Wharton Around the Globe: Reimagining Healthcare in Nicaragua

Contributor: Minji Kim, WG’21
To learn more about Minji, click here.

 

This past winter break, six members of the Wharton Global Health Volunteers (WGHV) traveled to Nicaragua to work with Pro Mujer on a comprehensive healthcare strategy focused on women. Founded in 1990, Pro Mujer has become one of Latin America’s leading organizations committed to the empowerment of women through finance, health, and educational services. With a long history of providing financial assistance through microloans to women, Pro Mujer sought out the assistance of WGHV to assess opportunities to expand their services to cover a critical healthcare gap in Latin America.

Pro Mujer currently operates one pharmacy out of its Leon clinic, the first retail operation for the organization. Furthermore, Pro Mujer hypothesized that women, the main target audience, are less likely to seek out medical help for themselves, but much more motivated to find care when it’s for their family. The team focused on three overarching objectives to craft the final healthcare strategy:

  1. Accessibility
  2. Profitability
  3. Efficiency

Accessibility
Over the course of the week, the WGHV team visited multiple Pro Mujer clinics in Managua, Leon, and Masaya to understand the current healthcare experience. Our visits included rural meetings in communities without electricity to busy urban clinics in the capital of Nicaragua. Observing the full spectrum of daily life, commute, and surroundings helped ensure the team started from a place of empathy.

The majority of Pro Mujer’s healthcare clients started as microfinance loan clients, and, as a result, the current customer journey was not suited for a healthcare-first strategy. The WGHV team crafted a three-phase roadmap to focus on serving clients beyond microfinance by enticing new clients, engaging deeper, and extending relationships beyond the first clinic visit. Some of the recommendations included free educational materials, a Pro Mujer network of external specialists, and a word of mouth referral bonus program.

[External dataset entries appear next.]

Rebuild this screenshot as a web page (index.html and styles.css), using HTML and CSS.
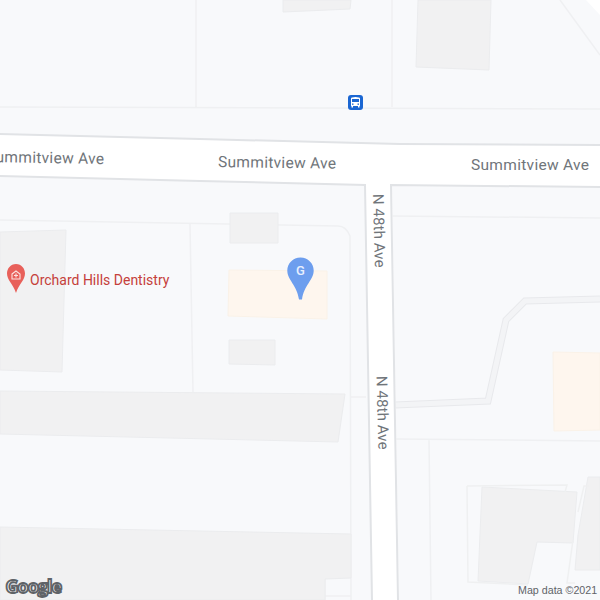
FILE: index.html
```html
<!DOCTYPE html>
<html lang="en">
<head>
<meta charset="utf-8">
<title>Map</title>
<link rel="stylesheet" href="styles.css">
</head>
<body>
<main class="map">
<svg class="canvas" width="600" height="600" viewBox="0 0 600 600">
  <!-- parcels -->
  <g class="parcel">
    <path d="M196 0V107M392 0V107M0 107L600 109"/>
    <path d="M0 220L338 226Q346 226 350 236L351 600"/>
    <path d="M190 224L193 392"/>
    <path d="M392 216L600 218M429 440L431 600M396 439L600 441"/>
    <path d="M560 0L600 55"/>
    <path d="M351 397H366M325 579V600M325 596H351"/>
  </g>
  <path class="lane" d="M586 0L600 15V0Z"/>

  <!-- buildings -->
  <g class="building">
    <path d="M283 0H351L350 9L283 12Z"/>
    <path d="M418 0H491L489 70L416 67Z"/>
    <path d="M0 232L66 230L62 372L0 370Z"/>
    <path d="M230 213H278V243L230 243Z"/>
    <path d="M229 340H275V365L229 364Z"/>
    <path d="M0 391L345 394L338 442L0 434Z"/>
    <path d="M0 527L351 534V578L325 579V600H0Z"/>
    <path d="M482 487L577 492L573 543L537 542L528 584L478 581Z"/>
    <path d="M588 477H600V570H575L578 535Z"/>
  </g>
  <g class="outline">
    <path d="M467 486L567 485L565 492M467 486L468 582L528 585"/>
    <path d="M578 512L584 486H589M573 540L567 583H575"/>
  </g>
  <g class="peach">
    <path d="M229 270L327 271V319L228 316Z"/>
    <path d="M553 352L600 353V430L554 431Z"/>
  </g>

  <!-- driveway -->
  <path class="drive-edge" d="M395 405L488 401L506 320L525 301L600 299"/>
  <path class="drive-fill" d="M395 405L488 401L506 320L525 301L600 299"/>

  <!-- roads -->
  <path class="road" d="M0 134L200 139L400 144L600 145V187L392 185L399 600H372L365 185L200 181L0 176Z"/>
  <path class="road-edge" d="M0 134L200 139L400 144L600 145M0 176L200 181L365 185L372 600M600 187L391 185L398 600"/>

  <!-- labels -->
  <text class="street" transform="translate(-14 162) rotate(1)">Summitview Ave</text>
  <text class="street" transform="translate(218 167) rotate(.8)">Summitview Ave</text>
  <text class="street" transform="translate(471 170)">Summitview Ave</text>
  <text class="street avenue" transform="translate(373 194) rotate(88.500)">N 48th Ave</text>
  <text class="street avenue" transform="translate(376.500 376) rotate(88.500)">N 48th Ave</text>
  <text class="poi" x="30" y="285">Orchard Hills Dentistry</text>

  <!-- dentist pin -->
  <path class="poi-pin" d="M16 264C10.500 264 7 268.500 7 273.500C7 280 13 284 16 293C19 284 25 280 25 273.500C25 268.500 21.500 264 16 264Z"/>
  <path class="poi-glyph" d="M12 274L16 271L20 274V279H12ZM16 273.500V277.500M14 275.500H18"/>

  <!-- business marker -->
  <path class="pin" d="M300.500 257.500C293 257.500 287.300 263.500 287.300 270.500C287.300 280 297 285 299 299.500H302C304 285 313.700 280 313.700 270.500C313.700 263.500 308 257.500 300.500 257.500Z"/>
  <text class="pin-letter" x="300.500" y="275">G</text>

  <!-- transit -->
  <rect class="bus-bg" x="348" y="95" width="15" height="15" rx="3"/>
  <path class="bus-glyph" d="M351 98.500Q351 97 355.500 97Q360 97 360 98.500V106H359.500V107.500H358V106H353V107.500H351.500V106H351Z"/>
  <rect class="bus-bg" x="352" y="99" width="7" height="3"/>
  <rect class="bus-bg" x="352" y="103.500" width="1.500" height="1.300"/>
  <rect class="bus-bg" x="357.500" y="103.500" width="1.500" height="1.300"/>

  <text class="logo" x="5.500" y="593">Google</text>
  <text class="credit" x="518" y="594">Map data ©2021</text>
</svg>
</main>
</body>
</html>
```
FILE: styles.css
```css
html, body { margin: 0; padding: 0; background: #f8f9fb; }
.map { position: relative; width: 600px; height: 600px; overflow: hidden; }
.canvas { display: block; }

.parcel path { fill: none; stroke: #eff0f2; stroke-width: 1.5; }
.lane { fill: #ffffff; }
.building path { fill: #f1f1f2; stroke: #ebecee; stroke-width: 1; }
.outline path { fill: none; stroke: #eff0f1; stroke-width: 1.5; }
.peach path { fill: #fef6ee; stroke: #faf2e8; stroke-width: 1; }

.drive-edge { fill: none; stroke: #e8e9ec; stroke-width: 7; stroke-linejoin: miter; }
.drive-fill { fill: none; stroke: #f3f4f6; stroke-width: 5; stroke-linejoin: miter; }

.road { fill: #ffffff; }
.road-edge { fill: none; stroke: #e1e3e6; stroke-width: 2; }

.street { font: 15.500px Roboto, sans-serif; letter-spacing: 0.3px; fill: #70757a; }
.avenue { font-size: 15px; letter-spacing: 0.1px; }
.poi { font: 14px Roboto, sans-serif; fill: #c5403a; }
.poi-pin { fill: #e8605a; }
.poi-glyph { fill: none; stroke: #fbe3e1; stroke-width: 1.100; }

.pin { fill: #6d9eee; }
.pin-letter { font: 500 13px Roboto, sans-serif; fill: #e8f0fe; text-anchor: middle; }

.bus-bg { fill: #1a66d2; }
.bus-glyph { fill: #ffffff; }

.logo {
  font: 700 18px "Open Sans", sans-serif;
  letter-spacing: -1px;
  fill: #ffffff;
  stroke: #5f6368;
  stroke-width: 1.800px;
}
.credit { font: 10.700px "Liberation Sans", Arial, sans-serif; fill: #5f6368; }
```
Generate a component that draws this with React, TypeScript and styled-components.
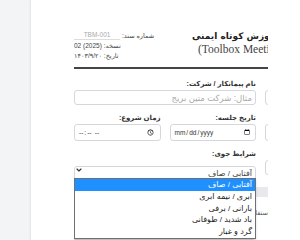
import React from "react";
import styled, { createGlobalStyle } from "styled-components";
import { ChevronDown } from "lucide-react";

const GlobalStyle = createGlobalStyle`
  html, body { margin: 0; padding: 0; background: #f3f4f6; overflow: hidden; }
  body { font-family: "Liberation Sans", "DejaVu Sans", sans-serif; color: #333; }
  * { box-sizing: border-box; }
`;

const Desk = styled.div`
  display: flex;
  min-height: 240px;
`;

const Gutter = styled.div`
  flex: none;
  width: 31px;
  background: #f3f4f6;
  box-shadow: inset -2px 0 2px -1px rgba(0, 0, 0, 0.07);
`;

const Sheet = styled.main`
  flex: 1;
  background: #fff;
  padding: 29px 0 0 43px;
`;

const Clip = styled.div`
  width: 194px;
  height: 211px;
  overflow: hidden;
`;

const Doc = styled.div`
  direction: rtl;
  width: 373px;
`;

const Header = styled.header`
  display: grid;
  grid-template-columns: 1fr 100px 118px;
  align-items: start;
  padding-bottom: 7px;
  border-bottom: 2px solid #444;
`;

const TitleBlock = styled.div`
  grid-column: 2;
  text-align: left;
  color: #333;
  white-space: nowrap;
`;

const Title = styled.h1`
  margin: 0;
  font-family: "DejaVu Sans", sans-serif;
  font-size: 9px;
  font-weight: 700;
  line-height: 14px;
  color: #222;
`;

const Subtitle = styled.div`
  padding-left: 6px;
  font-family: "Liberation Serif", serif;
  font-size: 11.5px;
  line-height: 13px;
  color: #444;
`;

const DocInfo = styled.div`
  grid-column: 3;
  justify-self: end;
  display: flex;
  flex-direction: column;
  align-items: flex-end;
  gap: 2px;
  font-size: 6.5px;
  line-height: 8px;
  color: #444;
  padding-top: 2px;
`;

const InfoRow = styled.div`
  display: flex;
  align-items: flex-end;
  gap: 2px;
`;

const DocNo = styled.span`
  display: inline-block;
  width: 46px;
  text-align: center;
  color: #aaa;
  border-bottom: 1px solid #ddd;
  direction: ltr;
`;

const Ltr = styled.span`
  direction: ltr;
  unicode-bidi: isolate;
`;

const Grid = styled.div`
  display: grid;
  grid-template-columns: minmax(0, 1fr) minmax(0, 1fr);
  column-gap: 9px;
  row-gap: 8px;
  margin-top: 10px;
`;

const Field = styled.div`
  display: flex;
  flex-direction: column;
  position: relative;
  min-width: 0;
`;

const Split = styled.div`
  display: grid;
  grid-template-columns: minmax(0, 1fr) minmax(0, 1fr);
  gap: 9px;
`;

const Label = styled.label`
  font-size: 7px;
  font-weight: 700;
  line-height: 10px;
  color: #333;
  margin-bottom: 1px;
`;

const Input = styled.input<{ $tall?: boolean }>`
  height: ${(p) => (p.$tall ? 17 : 15)}px;
  width: 100%;
  min-width: 0;
  margin: 0;
  padding: 0 3px;
  border: 1px solid #d4d7dc;
  border-radius: 3px;
  font-family: "Liberation Sans", "DejaVu Sans", sans-serif;
  font-size: ${(p) => (p.$tall ? 6.5 : 8.5)}px;
  color: #333;
  background: #fff;

  &::placeholder {
    color: #aaa;
  }
`;

const SelectBox = styled.div`
  position: relative;
  height: 15px;
  margin-top: 2px;
`;

const Select = styled.select`
  appearance: none;
  width: 100%;
  height: 15px;
  margin: 0;
  padding: 0 3px;
  border: 1px solid #d4d7dc;
  border-radius: 3px;
  font-family: "Liberation Sans", "DejaVu Sans", sans-serif;
  font-size: 8px;
  color: #444;
  background: #fff;
`;

const Caret = styled(ChevronDown)`
  position: absolute;
  left: 1px;
  top: 4px;
  color: #333;
  pointer-events: none;
`;

const Options = styled.ul`
  position: absolute;
  top: calc(100% + 1px);
  left: 0;
  right: 0;
  margin: 0;
  padding: 0;
  list-style: none;
  background: #fff;
  border: 1px solid #707070;
  box-shadow: -1px 2px 3px rgba(0, 0, 0, 0.3);
  z-index: 5;
`;

const Option = styled.li<{ $active?: boolean }>`
  height: 11.75px;
  line-height: 11.75px;
  padding: 0 3px;
  font-size: 8px;
  color: ${(p) => (p.$active ? "#fff" : "#222")};
  background: ${(p) => (p.$active ? "#1e90ff" : "transparent")};
`;

const SectionBar = styled.div`
  margin-top: 10px;
  height: 10px;
  background: #e8e9ec;
`;

const Notes = styled.div`
  margin-top: 10px;
  font-size: 6.5px;
  line-height: 12px;
  color: #555;
`;

const weather = [
  "آفتابی / صاف",
  "ابری / نیمه ابری",
  "بارانی / برفی",
  "باد شدید / طوفانی",
  "گرد و غبار",
];

export default function App() {
  return (
    <>
      <GlobalStyle />
      <Desk>
        <Gutter />
        <Sheet>
          <Clip>
            <Doc>
              <Header>
                <TitleBlock>
                  <Title>آموزش کوتاه ایمنی</Title>
                  <Subtitle>(Toolbox Meeting)</Subtitle>
                </TitleBlock>
                <DocInfo>
                  <InfoRow>
                    <span>شماره سند:</span>
                    <DocNo>TBM-001</DocNo>
                  </InfoRow>
                  <InfoRow>
                    <span>
                      نسخه: <Ltr>02 (2025)</Ltr>
                    </span>
                  </InfoRow>
                  <InfoRow>
                    <span>تاریخ: ۱۴۰۳/۹/۲۰</span>
                  </InfoRow>
                </DocInfo>
              </Header>

              <Grid>
                <Field>
                  <Label>پروژه:</Label>
                  <Input />
                </Field>
                <Field>
                  <Label>نام پیمانکار / شرکت:</Label>
                  <Input placeholder="مثال: شرکت متین بریج" />
                </Field>

                <Field>
                  <Label>سرپرست:</Label>
                  <Input $tall />
                </Field>
                <Split>
                  <Field>
                    <Label>تاریخ جلسه:</Label>
                    <Input $tall type="date" dir="ltr" />
                  </Field>
                  <Field>
                    <Label>زمان شروع:</Label>
                    <Input $tall type="time" dir="ltr" />
                  </Field>
                </Split>

                <Field>
                  <Label>مدت:</Label>
                  <Input />
                </Field>
                <Field>
                  <Label>شرایط جوی:</Label>
                  <SelectBox>
                    <Select defaultValue={weather[0]}>
                      {weather.map((w) => (
                        <option key={w}>{w}</option>
                      ))}
                    </Select>
                    <Caret size={8} strokeWidth={3.5} />
                  </SelectBox>
                  <Options>
                    {weather.map((w, i) => (
                      <Option key={w} $active={i === 0}>
                        {w}
                      </Option>
                    ))}
                  </Options>
                </Field>
              </Grid>

              <SectionBar />
              <Notes>
                <div>کارگران دارای تجهیزات حفاظت فردی کامل هستند و از کلاه ایمنی استفاده می‌کنند</div>
                <div>محیط کار دارای علائم هشدار و مسیر تردد ایمن است</div>
                <div>Confined space / فضای بسته و کار در ارتفاع</div>
              </Notes>
            </Doc>
          </Clip>
        </Sheet>
      </Desk>
    </>
  );
}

                              

Profitability
Many non-profit organizations struggle with their dependence on fundraising to finance operations. For this reason, Pro Mujer emphasized the need to provide healthcare services in a fiscally sustainable way. The WGHV team identified restructuring the current pricing scheme as one quick and effective strategy for top-line growth. Currently, Pro Mujer offers two health packages: a low cost ‘basic’ tier that includes a simple exam and consultation, and a high cost ‘premium’ tier that includes an additional predefined set of tests and services.

In order to provide a comprehensive health journey that proactively caters to the needs of women at each life stage, the WGHV team recommended health packages that aligned to the life stage of the users: Basic, Family, and Comprehensive. Each package caters to a specific age group and contains services and exams that align with the health needs of a typical woman in that life stage. For example, the redesigned Family plan targets women who are looking to start a family or already have children. On top of basic care, this plan would also include sexual health consultation and exams and pediatric services for children of the plan holder. Over 95% of Nicaraguans live in a family unit, and, for most women, providing medical care for their dependents is a higher priority than receiving medical care for themselves. Designing a plan for this specific type of user meant Pro Mujer would be better able to reach and serve this major customer base.

Efficiency
Lastly, the team identified efficiencies to improve the patient experience, reduce the cost of operations, and create more sustainable practices. To start, we captured a comprehensive list of pain points through stakeholder interviews, observations, and an analysis of existing data. Through this assessment, the team identified inefficiencies in the customer experience, such as long wait times and confusing intake processes, and the backend processes around record-keeping.

In response to these pain points, the team created a two-phased strategy focused on both immediate short-term tweaks and larger structural changes. One immediate low-cost improvement was adjusting the physical flow of the Pro Mujer centers to embed healthcare enrollment tasks with other workflows. Instead of redundant registration and verification processes, creating one patient-centric streamlined flow meant avoiding long wait times and complicated intake steps. The team also identified some long-term enhancements, including investing in digital solutions, such as self-serve patient portals and CRM systems to improve existing manual processes and reduce redundancy.

Pro Mujer believes women can become powerful agents of change for themselves and their communities if given access to the right opportunities. The WGHV team feels incredibly fortunate to have worked with Pro Mujer on furthering this mission, specifically focusing on the critical task of reimagining a better healthcare system to support women in Nicaragua.

The lessons we learned will stay with us long past this engagement, and we would like to thank the Pro Mujer team and the alumni for enabling us to play a small part in this important mission of empowering women across Latin America.